The beleaguered state pension system notched a 3.47% gain in the fiscal year that ended June 30, its first year in the black since fiscal 2000, when it returned 11.87%. After that, the next two years were considerably less cheery for the state’s $26.7-billion retirement plan – down 9.41% in fiscal 2001 and 7.63% lower in fiscal 2002, according to a Baltimore Sun report.
“We had some things go right for us” in fiscal 2003, Joseph M. Coale III, spokesman for the pension fund, told the newspaper. “Our timing has been right; our asset allocation good; and our choice of [investment managers] has been good, too. Our operations here have improved during this past fiscal year. There are other things we still have to get to, but we’re feeling better about ourselves.”
Many of those changes have come due to pressure from legislators, departures of top-level staffers and the fact that the agency has brought in outside consultants in an effort to improve internal policies and controls.
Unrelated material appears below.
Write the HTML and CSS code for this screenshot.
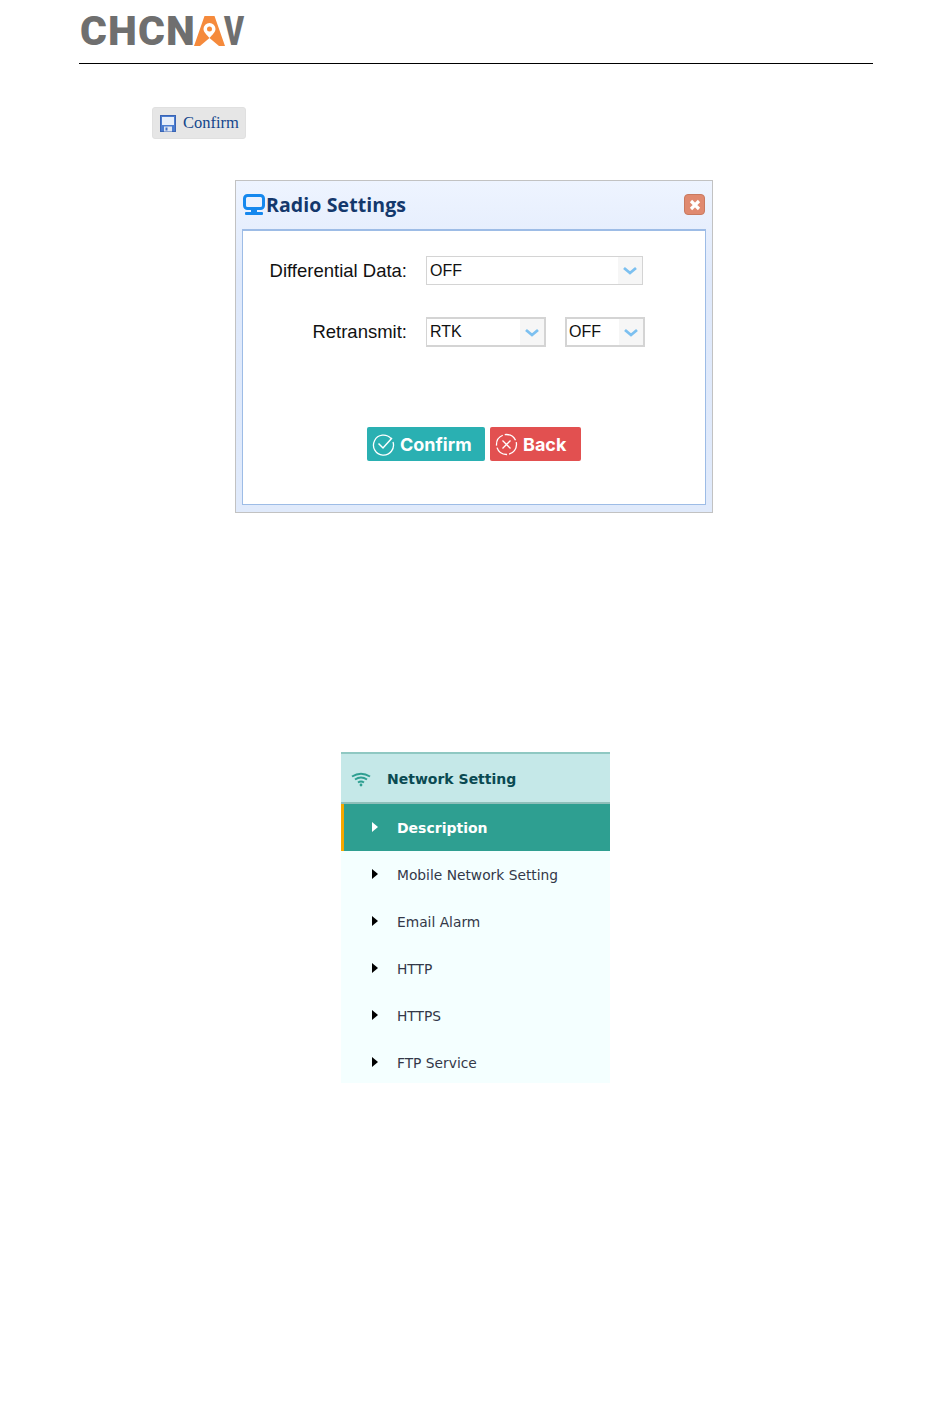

Earlier this month Baltimore money manager Nathan A Chapman Jr pleaded not guilty to charges of defrauding the pension system and “looting” his own companies (See Chapman Pleads Not Guilty in Maryland Fraud Case ). Additionally, a former trustee of the pension system, Debra Humphries, was indicted on perjury charges after she allegedly lied about cash and gifts worth more than $46,000 authorities say she received from Chapman (See “Relationships” Entangle Maryland Pension Fund ).
Further, those changes became apparent in the final quarter of fiscal 2003, when the state pension system recorded an investment return of 11.96%, placing Maryland in the top quarter of all public pension plans that are part of the to the Trust Universe Comparison Service (TUCS), the Wilshire Associates’ benchmark that is widely known for public investment plans.
However, the state once again lagged behind its for the just concluded fiscal year. Maryland’s 3.47% return fell short of the 4.02% median return of all pension funds with more than $1 billion in assets, according to TUCS.
Maryland’s performance last year ranked the state in the 66th percentile in terms of investment returns. Even so, the rating represented a substantial improvement over the two prior years, one of which saw Maryland ranked dead last.